Pure concept: The Subaru Hybrid Tourer is said to be not for production, but Subaru is working on hybrid and electric cars for the road.

EVs, hybrids are in the pipeline for Subaru Australia, but not before 2013

4 Jun 2010

SUBARU Australia says it will not have a hybrid or electric vehicle (EV) on sale in Australia before 2013.

Managing director Nick Senior said Subaru was working on hybrids and EVs – one of which reportedly is a hybrid version of the FT-86 concept sports being co-developed with Toyota – but they were not market ready.

“The factory is working on both,” he said. “We’re keeping in close touch with them.” When asked how long it would take for the fruit of these endeavours to reach Australia, he said: “It would be several years away.” Asked if that meant more than three years, he replied: “Yes.” Mr Senior defended the pace of Subaru’s alternative fuel program, saying the local market for such vehicles was small.

“There’s been more hype than sales around hybrid at the moment,” he said.

“It (hybrid) achieved 0.8 per cent of the market in April, and if you take out the government sales, I think it’d struggle to get 0.1 per cent of the market.

“Australians haven’t embraced hybrid anything like the emotion might suggest that they have.”

2 center imageLeft: Subaru Hybrid Tourer Concept. Below: Subaru Stella EV.

Mr Senior agreed that the alternative fuelled vehicle market could gather pace rapidly in coming years, but said it was contingent on appropriate government subsidies.

“It could come, and if government policy moves to support electric/hybrid cars, then it will escalate the appeal, as it has done in any other country around the world where there’s high take-up of hybrid.” Subaru’s parent, Fuji Heavy Industries (FHI), has been involved in EV battery research since the early 1990s in co-operation with NEC, and has since revealed EV concepts including the 2008 Stella EV Concept micro car.

More recently, it has leaned on Toyota for its hybrid technology.

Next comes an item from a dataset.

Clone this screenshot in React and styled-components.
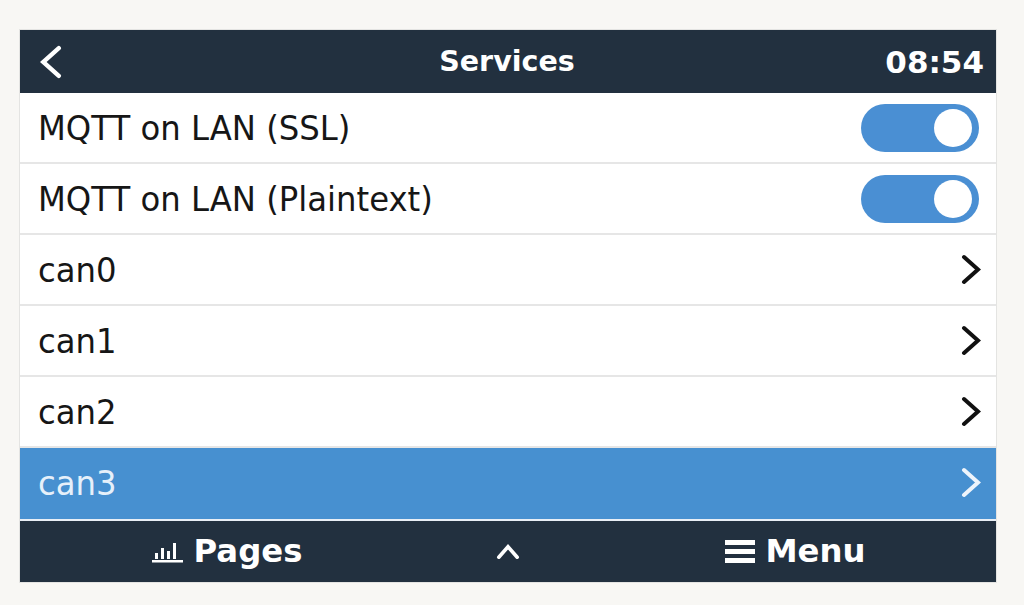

The most recent example of Subaru’s hybrid is the Subaru Tourer Concept unveiled at last year’s Tokyo show, with a unique hybrid system employing two electric motors – one at either end of the vehicle – plus regenerative braking and idle-stop systems a lithium-ion battery pack similar to that found in Subaru’s plug-in Stella EV Concept.

Subaru says its direct-injection boxer four-cylinder engine is the primary power source during normal driving, with the 20kW rear electric motor assisting the petrol engine during acceleration and the 10kW front motor also kicking in during uphill acceleration.

The tourer employs a full parallel, or two-mode, hybrid drive system as used by Toyota’s Prius, with the rear electric motor providing drive for take-off and low speeds, such as parking.

Mr Senior said the Tourer Concept was purely a concept car, and that while elements would surface in production models in years to come, that would not happen for at least five years.